O euro vai acabar, isso não me parece já evitável. As consequências do processo vão atingir-nos seriamente. Mesmo que nos faltasse a solidariedade para com os Gregos, para com os vencidos, o próprio espírito de auto-preservação deveria alertar-nos. Num debate da ATTAC sobre a crise do Euro em 2010, falei do risco de guerra no caso de recusa do pagamento das dívidas. Mas não esperei ver esse cenário tão rapidamente. Esmagar a Grécia não provoca uma guerra entre os dois países; o confisco exigido é já um acto de guerra. E vai alertar outros povos da Europa para a necessidade de uma grande coligação anti-germânica em breve.
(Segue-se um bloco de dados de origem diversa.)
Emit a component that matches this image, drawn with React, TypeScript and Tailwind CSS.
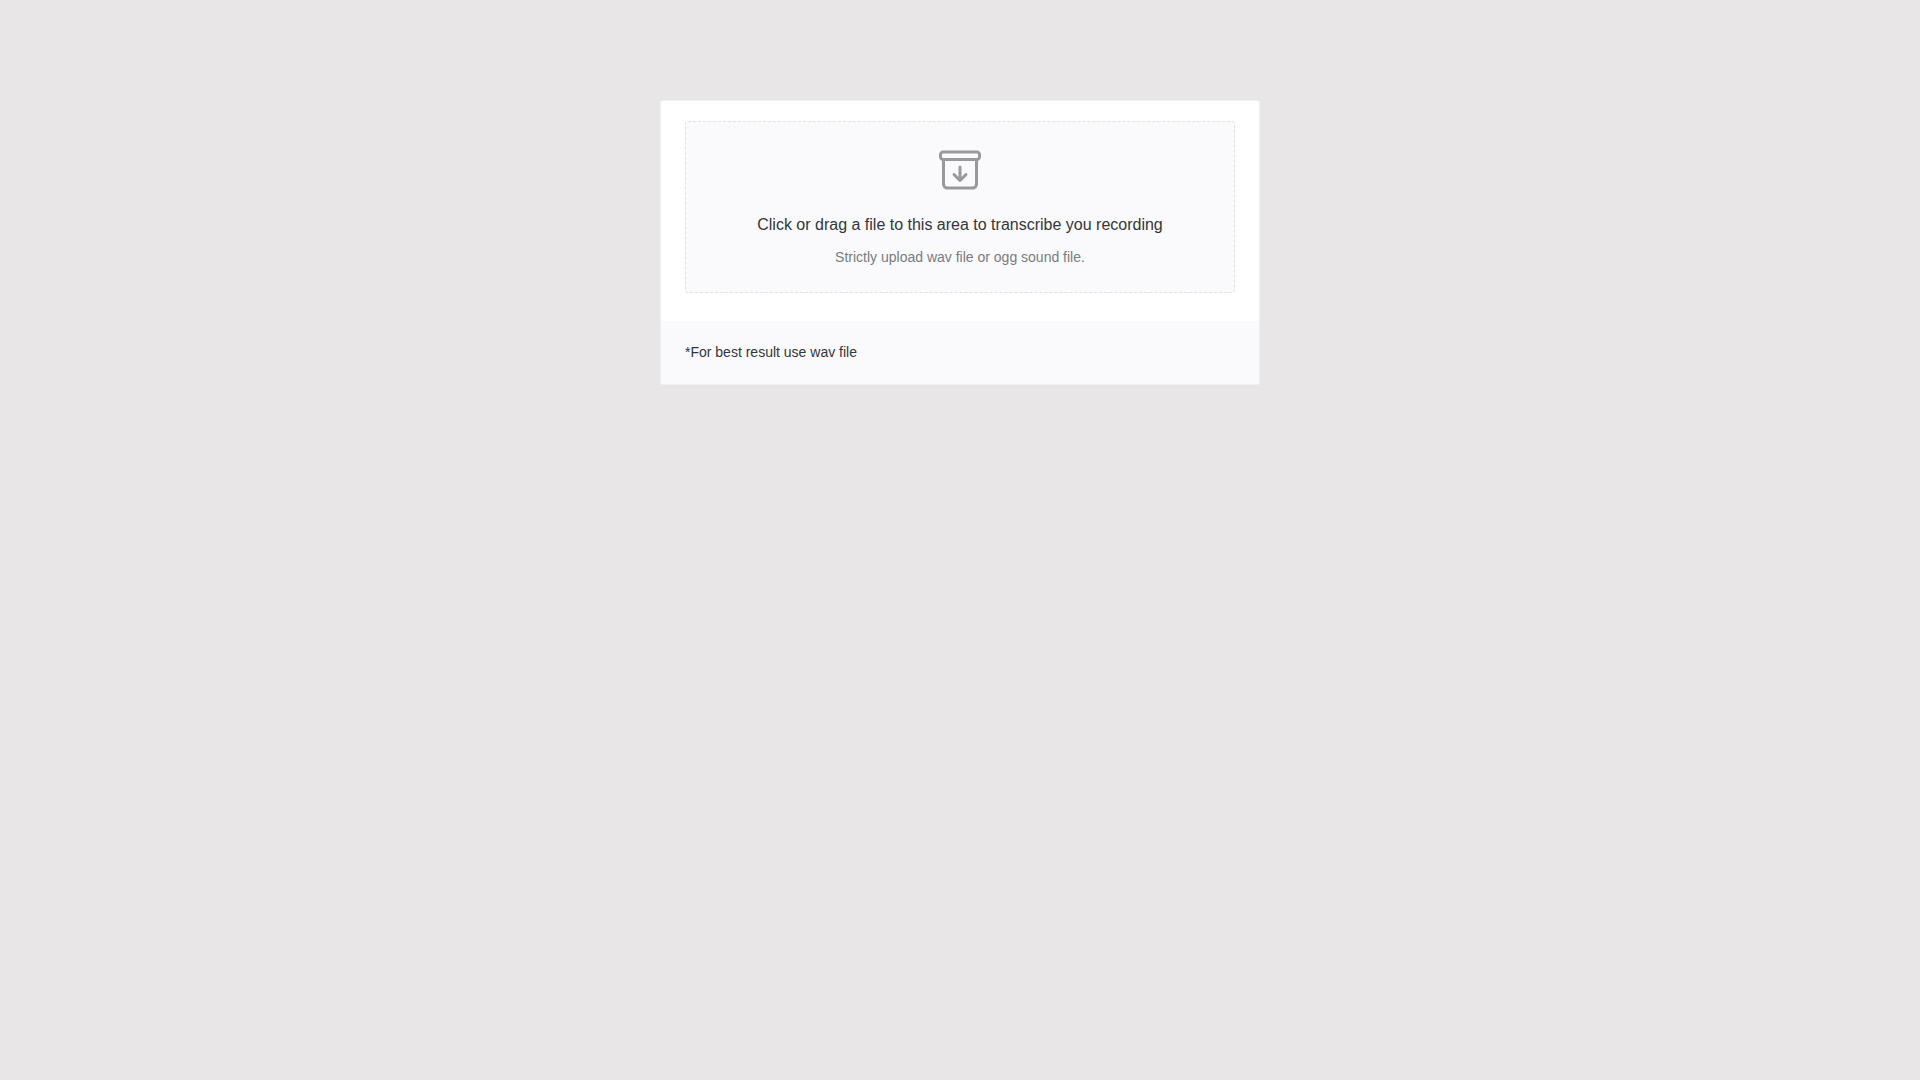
import { ChangeEvent, DragEvent, useState } from 'react';

const ArchiveIcon = () => (
	<svg
		viewBox="0 0 512 512"
		fill="none"
		stroke="currentColor"
		strokeWidth="32"
		strokeLinejoin="round"
		className="size-12 text-[#999999]"
		aria-hidden="true"
	>
		<path d="M80 152v256a40.12 40.12 0 0 0 40 40h272a40.12 40.12 0 0 0 40-40V152" />
		<rect x="48" y="64" width="416" height="80" rx="28" ry="28" />
		<path strokeLinecap="round" d="M320 304l-64 64-64-64" />
		<path strokeLinecap="round" d="M256 345.89V224" />
	</svg>
);

interface UploadAreaProps {
	onSelect: (file: File) => void;
}

const UploadArea = ({ onSelect }: UploadAreaProps) => {
	const handleChange = (e: ChangeEvent<HTMLInputElement>) => {
		const selected = e.target.files?.[0];
		if (selected) {
			onSelect(selected);
		}
	};

	const handleDrop = (e: DragEvent<HTMLLabelElement>) => {
		e.preventDefault();
		const dropped = e.dataTransfer.files[0];
		if (dropped) {
			onSelect(dropped);
		}
	};

	return (
		<label
			htmlFor="recording"
			onDragOver={(e) => e.preventDefault()}
			onDrop={handleDrop}
			className="relative flex flex-col items-center p-6 text-center bg-[#fafafc] border border-dashed border-[#e0e0e6] rounded-[3px] cursor-pointer transition-colors hover:border-[#18a058] focus-within:border-[#18a058]"
		>
			<input
				id="recording"
				type="file"
				accept=".wav,.ogg"
				onChange={handleChange}
				className="sr-only"
			/>
			<ArchiveIcon />
			<span className="mt-[18px] text-base leading-[26px] text-[#333639]">
				Click or drag a file to this area to transcribe you recording
			</span>
			<span className="mt-2 text-sm leading-[22px] text-[#767c82]">
				Strictly upload wav file or ogg sound file.
			</span>
		</label>
	);
};

const App = () => {
	const [file, setFile] = useState<File | null>(null);

	return (
		<main className="min-h-screen px-4 py-25 bg-[#e8e6e7] font-['Liberation_Sans',Arial,sans-serif]">
			<section className="max-w-150 mx-auto overflow-hidden bg-white border border-[#efeff5] rounded-[3px]">
				<div className="px-6 pt-5 pb-7">
					<UploadArea onSelect={setFile} />
					{file && (
						<p className="mt-2 text-sm text-[#333639]">{file.name}</p>
					)}
				</div>
				<footer className="px-6 pt-5 pb-[21px] bg-[#fafafc] text-sm leading-[22px] text-[#333639]">
					*For best result use wav file
				</footer>
			</section>
		</main>
	);
};

export default App;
É bastante evidente que os chefes de governo apostam num de dois cenários: ou se expulsa a Grécia do Euro, ou se expulsa o Syriza do espectro político. Se correr bem, até se conseguem os dois cenários ao mesmo tempo. Não nos confundamos: o problema não é o primado da economia sobre a política, como nos andam a vender há muito tempo. O que está em cima da mesa é política pura: trata-se de um directório europeu, dominado por um dos países, a fazer um golpe de Estado num Estado soberano, esmagado pela dívida e pela guerra económica. Para a Grécia, só há duas soluções: o caos interno e a fome; a fome e o inevitável caos.

O ultimato e a humilhação nunca foram modo de resolver questões; foram sempre boas formas de criar problemas bem mais graves. Eu sempre achei que havia forças suficientes no continente para resistir e evitar o desastre. Mas o que se está a passar em Bruxelas é tão extremado; o confisco do património grego é tão radical; toda esta cimeira é tão surreal – que os alemães não podem esperar um bom desfecho. Os loucos dos Habsburgos encaminham-se alegres para o precipício – novamente! – e arrastam-nos desta vez com eles.

Chama-se hybris. Os gregos sabem há 3.000 anos que os espíritos temerários e insolentes desencadeiam as forças que os destroem. Os europeus parecem não aprender. Mas eu tenho vergonha, mais do que medo. Eu não quero fazer parte de uma Europa de pirataria e de patifaria.